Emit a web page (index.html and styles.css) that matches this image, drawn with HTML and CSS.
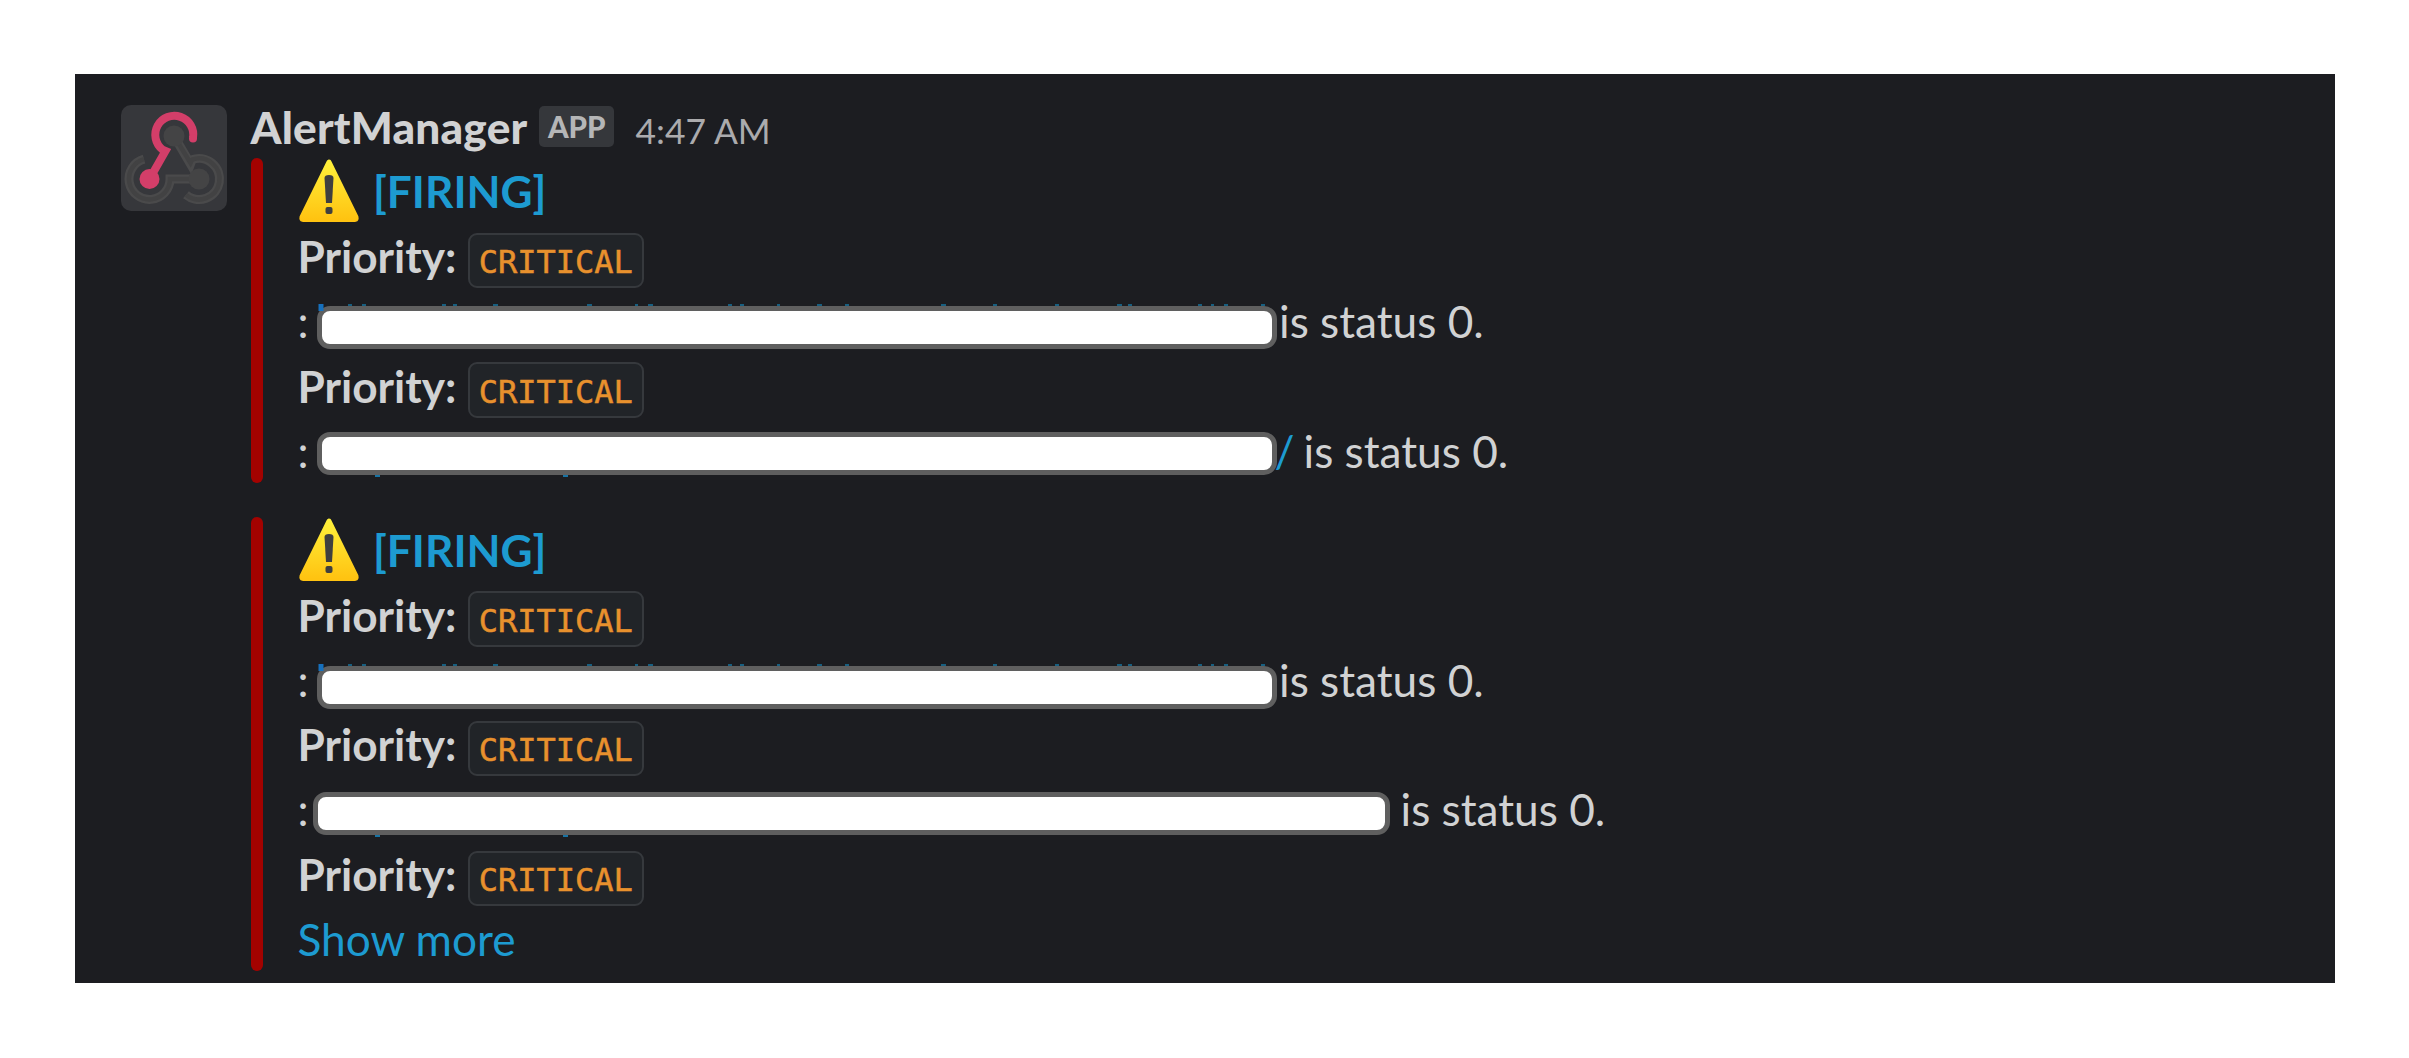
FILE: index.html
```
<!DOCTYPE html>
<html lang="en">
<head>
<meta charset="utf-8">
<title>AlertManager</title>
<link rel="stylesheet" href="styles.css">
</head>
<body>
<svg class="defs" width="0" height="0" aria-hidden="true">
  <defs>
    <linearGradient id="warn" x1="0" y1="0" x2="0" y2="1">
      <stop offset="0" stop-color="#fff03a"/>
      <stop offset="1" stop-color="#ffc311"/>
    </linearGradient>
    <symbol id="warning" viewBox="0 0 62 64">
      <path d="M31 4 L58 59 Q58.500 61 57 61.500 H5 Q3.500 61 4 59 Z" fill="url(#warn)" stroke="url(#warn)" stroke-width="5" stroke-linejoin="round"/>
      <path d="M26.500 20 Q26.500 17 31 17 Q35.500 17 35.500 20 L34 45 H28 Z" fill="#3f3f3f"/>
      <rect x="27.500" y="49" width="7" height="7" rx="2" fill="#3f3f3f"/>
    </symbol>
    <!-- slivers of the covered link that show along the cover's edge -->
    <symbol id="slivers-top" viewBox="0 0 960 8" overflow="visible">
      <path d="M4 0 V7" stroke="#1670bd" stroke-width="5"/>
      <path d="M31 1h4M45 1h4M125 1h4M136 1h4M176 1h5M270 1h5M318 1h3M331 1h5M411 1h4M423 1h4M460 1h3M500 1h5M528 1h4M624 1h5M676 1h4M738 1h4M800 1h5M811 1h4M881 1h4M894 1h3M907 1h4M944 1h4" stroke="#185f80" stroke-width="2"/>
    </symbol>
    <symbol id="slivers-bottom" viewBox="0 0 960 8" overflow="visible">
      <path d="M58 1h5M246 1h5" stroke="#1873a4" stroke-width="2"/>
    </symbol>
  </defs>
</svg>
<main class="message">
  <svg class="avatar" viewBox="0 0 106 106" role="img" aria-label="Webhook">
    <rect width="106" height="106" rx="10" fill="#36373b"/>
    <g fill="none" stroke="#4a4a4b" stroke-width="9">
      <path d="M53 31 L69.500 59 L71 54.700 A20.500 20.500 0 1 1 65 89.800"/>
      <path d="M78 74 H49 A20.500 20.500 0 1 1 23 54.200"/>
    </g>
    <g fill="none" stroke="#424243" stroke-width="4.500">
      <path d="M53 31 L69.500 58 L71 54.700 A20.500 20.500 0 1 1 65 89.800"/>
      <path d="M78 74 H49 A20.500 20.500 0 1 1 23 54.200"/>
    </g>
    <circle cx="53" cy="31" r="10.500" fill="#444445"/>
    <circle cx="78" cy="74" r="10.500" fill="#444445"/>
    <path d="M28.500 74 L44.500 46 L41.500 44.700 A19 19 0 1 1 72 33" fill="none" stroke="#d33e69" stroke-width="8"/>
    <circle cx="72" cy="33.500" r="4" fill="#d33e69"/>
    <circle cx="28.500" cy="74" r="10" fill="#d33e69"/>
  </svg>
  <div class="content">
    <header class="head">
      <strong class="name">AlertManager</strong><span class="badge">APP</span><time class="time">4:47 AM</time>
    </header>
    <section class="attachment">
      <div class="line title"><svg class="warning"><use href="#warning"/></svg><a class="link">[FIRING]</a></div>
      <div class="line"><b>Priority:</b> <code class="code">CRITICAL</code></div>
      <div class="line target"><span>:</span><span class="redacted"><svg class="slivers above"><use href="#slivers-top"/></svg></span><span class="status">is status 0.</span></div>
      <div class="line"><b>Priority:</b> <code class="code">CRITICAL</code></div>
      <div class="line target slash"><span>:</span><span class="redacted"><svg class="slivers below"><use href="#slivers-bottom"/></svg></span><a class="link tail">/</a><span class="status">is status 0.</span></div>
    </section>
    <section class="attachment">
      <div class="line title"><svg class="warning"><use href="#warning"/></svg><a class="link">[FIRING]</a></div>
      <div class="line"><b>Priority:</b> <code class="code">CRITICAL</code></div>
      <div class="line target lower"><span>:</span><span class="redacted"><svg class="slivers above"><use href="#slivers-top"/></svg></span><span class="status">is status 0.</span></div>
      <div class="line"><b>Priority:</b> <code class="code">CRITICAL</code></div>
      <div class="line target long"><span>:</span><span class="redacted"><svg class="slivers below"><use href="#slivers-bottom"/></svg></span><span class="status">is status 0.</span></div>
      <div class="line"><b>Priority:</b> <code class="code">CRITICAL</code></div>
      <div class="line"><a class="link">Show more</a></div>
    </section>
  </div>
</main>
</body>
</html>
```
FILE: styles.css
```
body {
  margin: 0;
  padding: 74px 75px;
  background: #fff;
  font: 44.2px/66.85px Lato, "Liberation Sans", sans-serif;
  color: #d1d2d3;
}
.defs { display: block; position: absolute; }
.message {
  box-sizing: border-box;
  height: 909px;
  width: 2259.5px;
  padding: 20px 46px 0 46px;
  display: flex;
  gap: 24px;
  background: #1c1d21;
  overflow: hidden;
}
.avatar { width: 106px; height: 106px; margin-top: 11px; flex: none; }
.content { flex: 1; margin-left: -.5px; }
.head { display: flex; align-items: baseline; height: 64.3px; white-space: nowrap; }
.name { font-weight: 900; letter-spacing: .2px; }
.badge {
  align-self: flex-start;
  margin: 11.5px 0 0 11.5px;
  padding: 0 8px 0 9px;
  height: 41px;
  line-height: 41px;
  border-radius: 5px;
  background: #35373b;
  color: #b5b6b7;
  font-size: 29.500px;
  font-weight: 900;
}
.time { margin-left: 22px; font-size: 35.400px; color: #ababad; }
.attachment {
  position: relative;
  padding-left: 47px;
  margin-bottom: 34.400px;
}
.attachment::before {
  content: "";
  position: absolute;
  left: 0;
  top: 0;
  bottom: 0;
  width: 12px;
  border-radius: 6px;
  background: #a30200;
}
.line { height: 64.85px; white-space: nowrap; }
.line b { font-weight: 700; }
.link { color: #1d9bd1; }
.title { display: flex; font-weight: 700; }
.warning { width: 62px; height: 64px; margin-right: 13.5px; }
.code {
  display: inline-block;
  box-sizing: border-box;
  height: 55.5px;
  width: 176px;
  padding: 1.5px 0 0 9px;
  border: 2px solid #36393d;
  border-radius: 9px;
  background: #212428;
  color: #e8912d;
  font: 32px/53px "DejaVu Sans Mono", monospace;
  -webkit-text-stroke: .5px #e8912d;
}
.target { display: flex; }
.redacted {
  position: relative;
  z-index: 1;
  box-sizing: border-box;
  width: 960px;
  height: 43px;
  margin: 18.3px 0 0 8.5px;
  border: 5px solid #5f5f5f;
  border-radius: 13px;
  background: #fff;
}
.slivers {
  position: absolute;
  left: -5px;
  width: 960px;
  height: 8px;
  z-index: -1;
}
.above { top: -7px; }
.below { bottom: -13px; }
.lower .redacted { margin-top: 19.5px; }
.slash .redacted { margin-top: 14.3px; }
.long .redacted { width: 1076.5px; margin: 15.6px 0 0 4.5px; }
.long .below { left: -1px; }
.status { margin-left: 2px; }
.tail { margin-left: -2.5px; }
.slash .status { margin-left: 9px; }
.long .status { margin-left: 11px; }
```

Given task: Keep every word of the data as it is when you write it out, but drop the pictures.

Result below:
Emit a web page (index.html and styles.css) that matches this image, drawn with HTML and CSS.
FILE: index.html
```
<!DOCTYPE html>
<html lang="en">
<head>
<meta charset="utf-8">
<title>AlertManager</title>
<link rel="stylesheet" href="styles.css">
</head>
<body>
<svg class="defs" width="0" height="0" aria-hidden="true">
  <defs>
    <linearGradient id="warn" x1="0" y1="0" x2="0" y2="1">
      <stop offset="0" stop-color="#fff03a"/>
      <stop offset="1" stop-color="#ffc311"/>
    </linearGradient>
    <symbol id="warning" viewBox="0 0 62 64">
      <path d="M31 4 L58 59 Q58.500 61 57 61.500 H5 Q3.500 61 4 59 Z" fill="url(#warn)" stroke="url(#warn)" stroke-width="5" stroke-linejoin="round"/>
      <path d="M26.500 20 Q26.500 17 31 17 Q35.500 17 35.500 20 L34 45 H28 Z" fill="#3f3f3f"/>
      <rect x="27.500" y="49" width="7" height="7" rx="2" fill="#3f3f3f"/>
    </symbol>
    <!-- slivers of the covered link that show along the cover's edge -->
    <symbol id="slivers-top" viewBox="0 0 960 8" overflow="visible">
      <path d="M4 0 V7" stroke="#1670bd" stroke-width="5"/>
      <path d="M31 1h4M45 1h4M125 1h4M136 1h4M176 1h5M270 1h5M318 1h3M331 1h5M411 1h4M423 1h4M460 1h3M500 1h5M528 1h4M624 1h5M676 1h4M738 1h4M800 1h5M811 1h4M881 1h4M894 1h3M907 1h4M944 1h4" stroke="#185f80" stroke-width="2"/>
    </symbol>
    <symbol id="slivers-bottom" viewBox="0 0 960 8" overflow="visible">
      <path d="M58 1h5M246 1h5" stroke="#1873a4" stroke-width="2"/>
    </symbol>
  </defs>
</svg>
<main class="message">
  <svg class="avatar" viewBox="0 0 106 106" role="img" aria-label="Webhook">
    <rect width="106" height="106" rx="10" fill="#36373b"/>
    <g fill="none" stroke="#4a4a4b" stroke-width="9">
      <path d="M53 31 L69.500 59 L71 54.700 A20.500 20.500 0 1 1 65 89.800"/>
      <path d="M78 74 H49 A20.500 20.500 0 1 1 23 54.200"/>
    </g>
    <g fill="none" stroke="#424243" stroke-width="4.500">
      <path d="M53 31 L69.500 58 L71 54.700 A20.500 20.500 0 1 1 65 89.800"/>
      <path d="M78 74 H49 A20.500 20.500 0 1 1 23 54.200"/>
    </g>
    <circle cx="53" cy="31" r="10.500" fill="#444445"/>
    <circle cx="78" cy="74" r="10.500" fill="#444445"/>
    <path d="M28.500 74 L44.500 46 L41.500 44.700 A19 19 0 1 1 72 33" fill="none" stroke="#d33e69" stroke-width="8"/>
    <circle cx="72" cy="33.500" r="4" fill="#d33e69"/>
    <circle cx="28.500" cy="74" r="10" fill="#d33e69"/>
  </svg>
  <div class="content">
    <header class="head">
      <strong class="name">AlertManager</strong><span class="badge">APP</span><time class="time">4:47 AM</time>
    </header>
    <section class="attachment">
      <div class="line title"><svg class="warning"><use href="#warning"/></svg><a class="link">[FIRING]</a></div>
      <div class="line"><b>Priority:</b> <code class="code">CRITICAL</code></div>
      <div class="line target"><span>:</span><span class="redacted"><svg class="slivers above"><use href="#slivers-top"/></svg></span><span class="status">is status 0.</span></div>
      <div class="line"><b>Priority:</b> <code class="code">CRITICAL</code></div>
      <div class="line target slash"><span>:</span><span class="redacted"><svg class="slivers below"><use href="#slivers-bottom"/></svg></span><a class="link tail">/</a><span class="status">is status 0.</span></div>
    </section>
    <section class="attachment">
      <div class="line title"><svg class="warning"><use href="#warning"/></svg><a class="link">[FIRING]</a></div>
      <div class="line"><b>Priority:</b> <code class="code">CRITICAL</code></div>
      <div class="line target lower"><span>:</span><span class="redacted"><svg class="slivers above"><use href="#slivers-top"/></svg></span><span class="status">is status 0.</span></div>
      <div class="line"><b>Priority:</b> <code class="code">CRITICAL</code></div>
      <div class="line target long"><span>:</span><span class="redacted"><svg class="slivers below"><use href="#slivers-bottom"/></svg></span><span class="status">is status 0.</span></div>
      <div class="line"><b>Priority:</b> <code class="code">CRITICAL</code></div>
      <div class="line"><a class="link">Show more</a></div>
    </section>
  </div>
</main>
</body>
</html>
```
FILE: styles.css
```
body {
  margin: 0;
  padding: 74px 75px;
  background: #fff;
  font: 44.2px/66.85px Lato, "Liberation Sans", sans-serif;
  color: #d1d2d3;
}
.defs { display: block; position: absolute; }
.message {
  box-sizing: border-box;
  height: 909px;
  width: 2259.5px;
  padding: 20px 46px 0 46px;
  display: flex;
  gap: 24px;
  background: #1c1d21;
  overflow: hidden;
}
.avatar { width: 106px; height: 106px; margin-top: 11px; flex: none; }
.content { flex: 1; margin-left: -.5px; }
.head { display: flex; align-items: baseline; height: 64.3px; white-space: nowrap; }
.name { font-weight: 900; letter-spacing: .2px; }
.badge {
  align-self: flex-start;
  margin: 11.5px 0 0 11.5px;
  padding: 0 8px 0 9px;
  height: 41px;
  line-height: 41px;
  border-radius: 5px;
  background: #35373b;
  color: #b5b6b7;
  font-size: 29.500px;
  font-weight: 900;
}
.time { margin-left: 22px; font-size: 35.400px; color: #ababad; }
.attachment {
  position: relative;
  padding-left: 47px;
  margin-bottom: 34.400px;
}
.attachment::before {
  content: "";
  position: absolute;
  left: 0;
  top: 0;
  bottom: 0;
  width: 12px;
  border-radius: 6px;
  background: #a30200;
}
.line { height: 64.85px; white-space: nowrap; }
.line b { font-weight: 700; }
.link { color: #1d9bd1; }
.title { display: flex; font-weight: 700; }
.warning { width: 62px; height: 64px; margin-right: 13.5px; }
.code {
  display: inline-block;
  box-sizing: border-box;
  height: 55.5px;
  width: 176px;
  padding: 1.5px 0 0 9px;
  border: 2px solid #36393d;
  border-radius: 9px;
  background: #212428;
  color: #e8912d;
  font: 32px/53px "DejaVu Sans Mono", monospace;
  -webkit-text-stroke: .5px #e8912d;
}
.target { display: flex; }
.redacted {
  position: relative;
  z-index: 1;
  box-sizing: border-box;
  width: 960px;
  height: 43px;
  margin: 18.3px 0 0 8.5px;
  border: 5px solid #5f5f5f;
  border-radius: 13px;
  background: #fff;
}
.slivers {
  position: absolute;
  left: -5px;
  width: 960px;
  height: 8px;
  z-index: -1;
}
.above { top: -7px; }
.below { bottom: -13px; }
.lower .redacted { margin-top: 19.5px; }
.slash .redacted { margin-top: 14.3px; }
.long .redacted { width: 1076.5px; margin: 15.6px 0 0 4.5px; }
.long .below { left: -1px; }
.status { margin-left: 2px; }
.tail { margin-left: -2.5px; }
.slash .status { margin-left: 9px; }
.long .status { margin-left: 11px; }
```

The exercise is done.